# TASK DESCRIPTION
Below are some records. Say how many of their lines contain the string "components", and give nothing but the number.

# PROVIDED MATERIAL
* begin *

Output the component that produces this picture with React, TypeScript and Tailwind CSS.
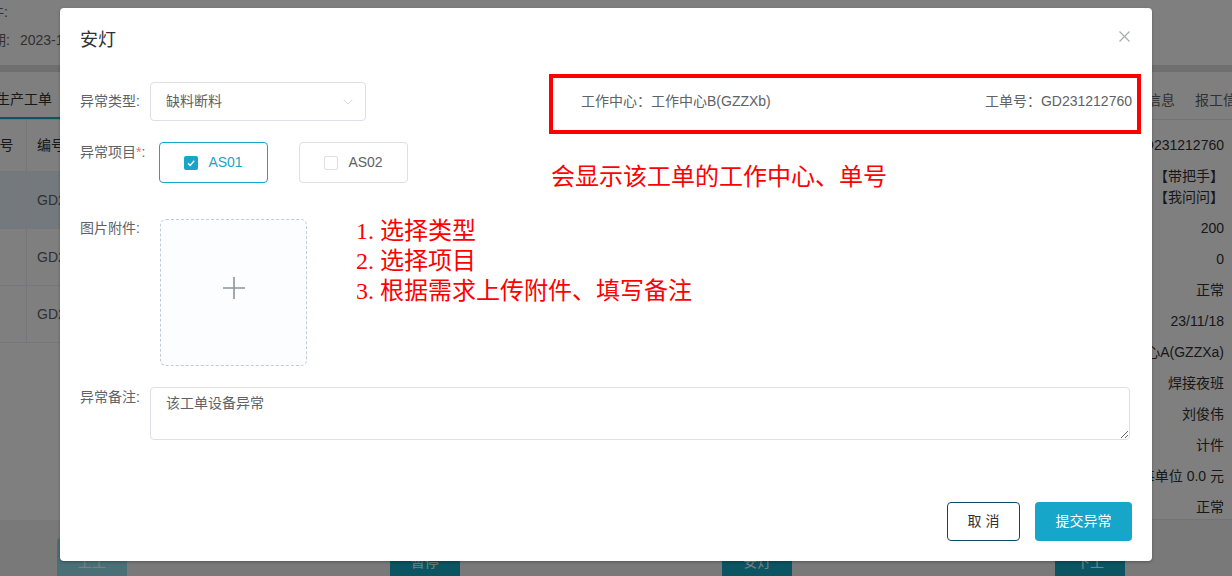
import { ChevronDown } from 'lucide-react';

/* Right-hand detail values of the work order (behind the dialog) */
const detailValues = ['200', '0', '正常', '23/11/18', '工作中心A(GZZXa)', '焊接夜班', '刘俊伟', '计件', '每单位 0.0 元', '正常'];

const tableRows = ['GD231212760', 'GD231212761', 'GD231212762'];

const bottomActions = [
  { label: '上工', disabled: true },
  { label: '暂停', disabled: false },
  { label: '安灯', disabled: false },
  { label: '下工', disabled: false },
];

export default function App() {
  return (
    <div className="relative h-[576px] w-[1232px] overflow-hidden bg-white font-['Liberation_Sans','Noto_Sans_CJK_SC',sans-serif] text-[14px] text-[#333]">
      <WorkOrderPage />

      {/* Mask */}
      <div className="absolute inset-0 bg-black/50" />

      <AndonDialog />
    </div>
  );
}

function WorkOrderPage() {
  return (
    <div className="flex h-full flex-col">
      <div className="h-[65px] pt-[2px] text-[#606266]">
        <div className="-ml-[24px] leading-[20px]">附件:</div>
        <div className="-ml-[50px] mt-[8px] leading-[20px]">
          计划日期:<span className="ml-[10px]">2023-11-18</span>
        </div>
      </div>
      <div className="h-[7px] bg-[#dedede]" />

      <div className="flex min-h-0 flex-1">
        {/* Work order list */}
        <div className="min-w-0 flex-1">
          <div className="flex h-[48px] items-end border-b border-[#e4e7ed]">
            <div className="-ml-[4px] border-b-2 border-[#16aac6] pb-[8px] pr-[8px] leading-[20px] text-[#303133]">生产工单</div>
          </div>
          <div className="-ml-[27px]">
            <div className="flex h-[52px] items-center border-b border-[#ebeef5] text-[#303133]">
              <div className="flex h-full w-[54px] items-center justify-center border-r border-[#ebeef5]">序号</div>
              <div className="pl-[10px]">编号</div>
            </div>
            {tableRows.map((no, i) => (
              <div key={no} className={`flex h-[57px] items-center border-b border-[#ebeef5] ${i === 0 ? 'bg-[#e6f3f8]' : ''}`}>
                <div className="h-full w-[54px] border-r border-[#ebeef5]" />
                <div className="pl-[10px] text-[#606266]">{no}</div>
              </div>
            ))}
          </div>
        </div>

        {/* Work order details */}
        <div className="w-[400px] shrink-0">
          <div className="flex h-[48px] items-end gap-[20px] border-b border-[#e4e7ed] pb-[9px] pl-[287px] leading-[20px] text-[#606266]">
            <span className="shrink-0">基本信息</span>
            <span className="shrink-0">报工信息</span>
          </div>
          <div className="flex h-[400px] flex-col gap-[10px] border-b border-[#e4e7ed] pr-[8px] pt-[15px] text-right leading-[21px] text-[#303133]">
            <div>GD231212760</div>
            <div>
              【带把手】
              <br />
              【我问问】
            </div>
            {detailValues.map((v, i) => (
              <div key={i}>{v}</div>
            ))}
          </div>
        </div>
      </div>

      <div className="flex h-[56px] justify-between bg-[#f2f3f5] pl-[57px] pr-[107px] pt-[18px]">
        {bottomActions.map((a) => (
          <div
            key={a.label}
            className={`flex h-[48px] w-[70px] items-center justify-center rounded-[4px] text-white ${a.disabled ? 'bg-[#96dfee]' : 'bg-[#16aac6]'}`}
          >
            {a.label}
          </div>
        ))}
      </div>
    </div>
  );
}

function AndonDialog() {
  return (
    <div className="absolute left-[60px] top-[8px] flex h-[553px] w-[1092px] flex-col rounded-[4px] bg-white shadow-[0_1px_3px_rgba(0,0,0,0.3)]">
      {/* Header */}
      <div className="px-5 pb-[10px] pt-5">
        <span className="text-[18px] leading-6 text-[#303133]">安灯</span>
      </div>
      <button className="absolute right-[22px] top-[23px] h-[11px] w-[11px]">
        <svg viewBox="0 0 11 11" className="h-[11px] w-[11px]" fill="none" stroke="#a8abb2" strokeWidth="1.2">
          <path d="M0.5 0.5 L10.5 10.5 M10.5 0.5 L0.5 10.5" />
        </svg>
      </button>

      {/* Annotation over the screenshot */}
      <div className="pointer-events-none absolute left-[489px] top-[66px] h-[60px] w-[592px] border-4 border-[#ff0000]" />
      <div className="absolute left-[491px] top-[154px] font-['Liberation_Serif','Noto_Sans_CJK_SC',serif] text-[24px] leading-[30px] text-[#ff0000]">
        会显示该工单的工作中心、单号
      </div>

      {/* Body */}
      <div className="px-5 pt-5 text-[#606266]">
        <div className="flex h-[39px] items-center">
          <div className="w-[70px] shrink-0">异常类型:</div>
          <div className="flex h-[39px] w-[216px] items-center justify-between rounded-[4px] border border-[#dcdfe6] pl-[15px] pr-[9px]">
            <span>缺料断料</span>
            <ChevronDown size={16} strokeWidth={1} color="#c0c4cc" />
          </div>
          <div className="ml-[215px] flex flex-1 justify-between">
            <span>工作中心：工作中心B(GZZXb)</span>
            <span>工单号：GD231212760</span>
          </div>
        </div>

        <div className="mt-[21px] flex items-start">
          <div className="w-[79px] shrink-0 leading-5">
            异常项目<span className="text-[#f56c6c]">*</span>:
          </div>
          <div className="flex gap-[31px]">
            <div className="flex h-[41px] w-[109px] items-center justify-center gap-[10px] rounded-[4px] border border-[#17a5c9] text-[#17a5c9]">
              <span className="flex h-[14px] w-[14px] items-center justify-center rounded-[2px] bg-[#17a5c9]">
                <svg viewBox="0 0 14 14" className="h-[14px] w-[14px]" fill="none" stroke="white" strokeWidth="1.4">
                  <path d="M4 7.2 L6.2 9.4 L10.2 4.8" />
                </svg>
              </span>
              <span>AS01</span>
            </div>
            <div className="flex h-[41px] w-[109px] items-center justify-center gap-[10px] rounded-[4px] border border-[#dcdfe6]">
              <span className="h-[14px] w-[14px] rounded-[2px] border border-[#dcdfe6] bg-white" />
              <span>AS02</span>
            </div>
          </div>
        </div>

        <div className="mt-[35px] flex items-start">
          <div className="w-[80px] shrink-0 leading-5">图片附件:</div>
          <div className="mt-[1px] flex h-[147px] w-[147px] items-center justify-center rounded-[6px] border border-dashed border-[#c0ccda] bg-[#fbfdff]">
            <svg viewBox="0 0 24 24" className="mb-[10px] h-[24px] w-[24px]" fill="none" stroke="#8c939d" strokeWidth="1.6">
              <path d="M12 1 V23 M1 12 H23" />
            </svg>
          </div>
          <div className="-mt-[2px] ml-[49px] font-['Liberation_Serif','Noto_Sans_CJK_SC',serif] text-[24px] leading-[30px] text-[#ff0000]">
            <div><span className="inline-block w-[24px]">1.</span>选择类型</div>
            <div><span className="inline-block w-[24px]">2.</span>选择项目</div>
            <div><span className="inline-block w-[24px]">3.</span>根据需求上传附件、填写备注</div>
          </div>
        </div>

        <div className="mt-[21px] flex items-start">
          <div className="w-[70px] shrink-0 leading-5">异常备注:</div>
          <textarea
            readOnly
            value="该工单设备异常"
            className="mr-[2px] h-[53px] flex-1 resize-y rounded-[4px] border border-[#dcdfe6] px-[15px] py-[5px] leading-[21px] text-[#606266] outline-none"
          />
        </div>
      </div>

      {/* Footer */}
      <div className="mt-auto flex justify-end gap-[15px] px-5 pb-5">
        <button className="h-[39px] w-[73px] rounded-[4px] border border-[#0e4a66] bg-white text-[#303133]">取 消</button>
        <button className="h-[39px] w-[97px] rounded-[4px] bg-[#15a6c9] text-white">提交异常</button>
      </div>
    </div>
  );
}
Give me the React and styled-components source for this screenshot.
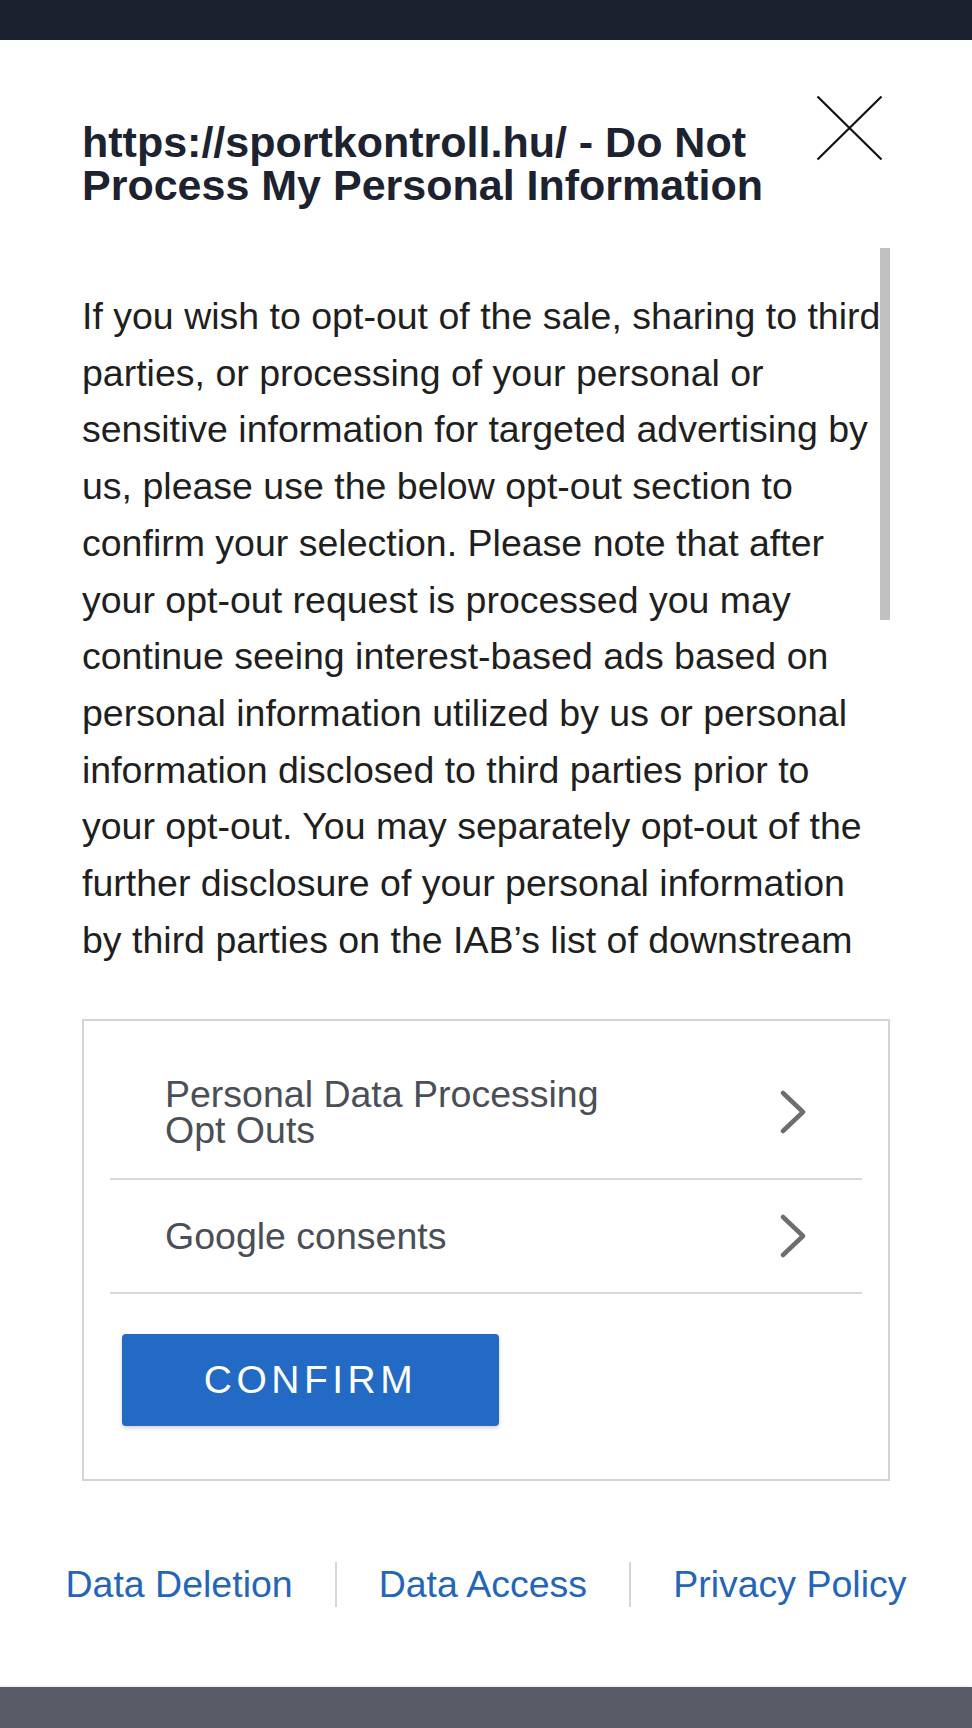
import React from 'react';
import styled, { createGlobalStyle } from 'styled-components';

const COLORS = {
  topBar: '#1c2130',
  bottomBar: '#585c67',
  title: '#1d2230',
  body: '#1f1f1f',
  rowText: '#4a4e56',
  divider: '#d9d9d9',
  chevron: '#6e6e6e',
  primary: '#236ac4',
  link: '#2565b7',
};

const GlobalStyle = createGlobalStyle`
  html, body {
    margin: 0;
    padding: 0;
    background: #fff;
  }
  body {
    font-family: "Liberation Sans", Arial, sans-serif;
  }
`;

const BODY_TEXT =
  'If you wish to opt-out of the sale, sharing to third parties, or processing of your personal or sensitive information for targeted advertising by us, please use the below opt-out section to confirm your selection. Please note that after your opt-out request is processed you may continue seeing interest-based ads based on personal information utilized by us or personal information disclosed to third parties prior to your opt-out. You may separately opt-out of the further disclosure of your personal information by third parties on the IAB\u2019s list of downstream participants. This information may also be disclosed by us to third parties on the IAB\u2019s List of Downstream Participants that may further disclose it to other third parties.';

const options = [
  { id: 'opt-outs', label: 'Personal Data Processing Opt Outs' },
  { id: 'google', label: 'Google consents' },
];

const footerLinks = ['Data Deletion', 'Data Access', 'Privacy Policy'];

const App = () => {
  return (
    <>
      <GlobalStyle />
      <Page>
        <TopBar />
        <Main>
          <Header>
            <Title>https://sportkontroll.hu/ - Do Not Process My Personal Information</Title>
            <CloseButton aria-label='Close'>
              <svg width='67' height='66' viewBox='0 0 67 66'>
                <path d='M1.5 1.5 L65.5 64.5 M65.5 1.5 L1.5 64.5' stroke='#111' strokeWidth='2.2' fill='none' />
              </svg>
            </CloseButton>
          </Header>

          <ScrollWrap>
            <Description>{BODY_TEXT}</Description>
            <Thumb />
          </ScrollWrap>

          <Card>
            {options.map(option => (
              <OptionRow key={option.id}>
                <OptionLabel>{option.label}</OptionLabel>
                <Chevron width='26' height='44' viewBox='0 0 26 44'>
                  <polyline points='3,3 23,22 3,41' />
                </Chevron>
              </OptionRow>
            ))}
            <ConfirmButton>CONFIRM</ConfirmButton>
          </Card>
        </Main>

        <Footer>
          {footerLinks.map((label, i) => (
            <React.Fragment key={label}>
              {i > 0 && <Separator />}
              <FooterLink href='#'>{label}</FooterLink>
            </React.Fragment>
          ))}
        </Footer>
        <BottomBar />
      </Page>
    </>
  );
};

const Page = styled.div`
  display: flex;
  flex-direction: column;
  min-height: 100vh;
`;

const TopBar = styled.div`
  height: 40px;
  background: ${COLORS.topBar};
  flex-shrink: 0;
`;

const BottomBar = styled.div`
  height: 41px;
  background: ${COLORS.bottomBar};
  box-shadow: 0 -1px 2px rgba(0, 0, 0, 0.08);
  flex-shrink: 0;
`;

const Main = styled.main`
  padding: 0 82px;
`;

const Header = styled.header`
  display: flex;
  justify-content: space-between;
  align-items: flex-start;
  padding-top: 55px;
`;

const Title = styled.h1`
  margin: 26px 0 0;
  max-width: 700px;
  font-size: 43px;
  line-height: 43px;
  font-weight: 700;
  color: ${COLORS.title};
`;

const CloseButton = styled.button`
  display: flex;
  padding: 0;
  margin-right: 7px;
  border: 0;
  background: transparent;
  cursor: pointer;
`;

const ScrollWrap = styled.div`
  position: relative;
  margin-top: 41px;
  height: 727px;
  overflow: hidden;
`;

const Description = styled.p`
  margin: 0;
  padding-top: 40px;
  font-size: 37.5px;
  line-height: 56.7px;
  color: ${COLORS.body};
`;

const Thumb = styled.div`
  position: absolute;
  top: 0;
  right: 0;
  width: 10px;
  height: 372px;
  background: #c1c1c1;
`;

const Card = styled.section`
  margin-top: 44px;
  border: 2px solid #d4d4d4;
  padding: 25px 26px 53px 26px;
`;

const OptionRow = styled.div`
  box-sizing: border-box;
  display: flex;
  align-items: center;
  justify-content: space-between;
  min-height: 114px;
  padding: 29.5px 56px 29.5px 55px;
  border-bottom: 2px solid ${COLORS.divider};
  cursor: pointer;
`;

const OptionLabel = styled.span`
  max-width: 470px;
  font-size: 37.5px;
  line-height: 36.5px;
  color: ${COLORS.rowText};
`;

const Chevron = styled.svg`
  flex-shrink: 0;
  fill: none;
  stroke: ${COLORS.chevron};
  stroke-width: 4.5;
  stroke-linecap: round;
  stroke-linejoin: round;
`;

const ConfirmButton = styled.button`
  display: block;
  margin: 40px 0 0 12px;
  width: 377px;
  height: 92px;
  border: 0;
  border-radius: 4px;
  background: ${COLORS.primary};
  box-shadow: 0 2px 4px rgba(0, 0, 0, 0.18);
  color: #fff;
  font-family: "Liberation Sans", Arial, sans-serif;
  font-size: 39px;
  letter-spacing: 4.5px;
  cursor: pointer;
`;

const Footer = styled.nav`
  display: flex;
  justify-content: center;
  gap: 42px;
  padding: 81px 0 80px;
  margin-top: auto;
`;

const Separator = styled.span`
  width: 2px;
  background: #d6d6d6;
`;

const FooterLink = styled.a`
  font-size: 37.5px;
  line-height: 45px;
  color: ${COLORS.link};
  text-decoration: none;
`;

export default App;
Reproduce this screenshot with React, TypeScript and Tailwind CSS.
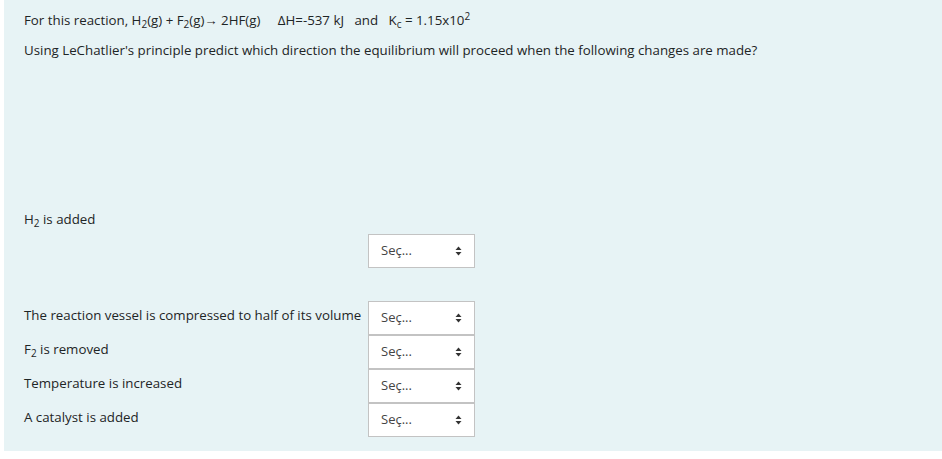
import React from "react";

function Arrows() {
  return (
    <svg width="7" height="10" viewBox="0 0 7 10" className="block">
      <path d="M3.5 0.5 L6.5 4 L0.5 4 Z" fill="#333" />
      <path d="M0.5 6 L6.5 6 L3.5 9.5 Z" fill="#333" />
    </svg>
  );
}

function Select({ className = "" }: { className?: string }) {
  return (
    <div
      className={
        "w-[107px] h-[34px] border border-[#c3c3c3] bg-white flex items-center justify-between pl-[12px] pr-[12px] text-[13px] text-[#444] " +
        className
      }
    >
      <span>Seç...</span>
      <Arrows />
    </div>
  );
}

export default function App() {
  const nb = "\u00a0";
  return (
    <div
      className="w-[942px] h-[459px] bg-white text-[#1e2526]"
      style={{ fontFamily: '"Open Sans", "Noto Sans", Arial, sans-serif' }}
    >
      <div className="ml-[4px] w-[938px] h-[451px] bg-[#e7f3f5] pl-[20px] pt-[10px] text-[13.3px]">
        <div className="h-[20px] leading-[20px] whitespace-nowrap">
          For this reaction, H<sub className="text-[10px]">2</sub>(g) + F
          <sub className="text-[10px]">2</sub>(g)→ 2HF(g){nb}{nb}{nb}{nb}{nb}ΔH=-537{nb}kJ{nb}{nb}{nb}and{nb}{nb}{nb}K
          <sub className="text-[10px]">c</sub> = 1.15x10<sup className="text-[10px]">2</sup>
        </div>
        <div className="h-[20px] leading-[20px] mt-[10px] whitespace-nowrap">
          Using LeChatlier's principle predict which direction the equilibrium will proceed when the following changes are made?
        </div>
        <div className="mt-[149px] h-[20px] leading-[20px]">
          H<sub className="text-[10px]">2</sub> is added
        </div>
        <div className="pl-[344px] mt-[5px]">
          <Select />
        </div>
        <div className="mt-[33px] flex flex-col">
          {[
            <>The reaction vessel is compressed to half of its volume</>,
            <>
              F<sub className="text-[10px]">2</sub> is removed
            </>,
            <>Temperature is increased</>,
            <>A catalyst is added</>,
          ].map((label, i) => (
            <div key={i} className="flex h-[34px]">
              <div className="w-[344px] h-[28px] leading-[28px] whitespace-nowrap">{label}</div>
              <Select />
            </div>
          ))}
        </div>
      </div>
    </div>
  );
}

* end *

# COMPLETED EXERCISE
2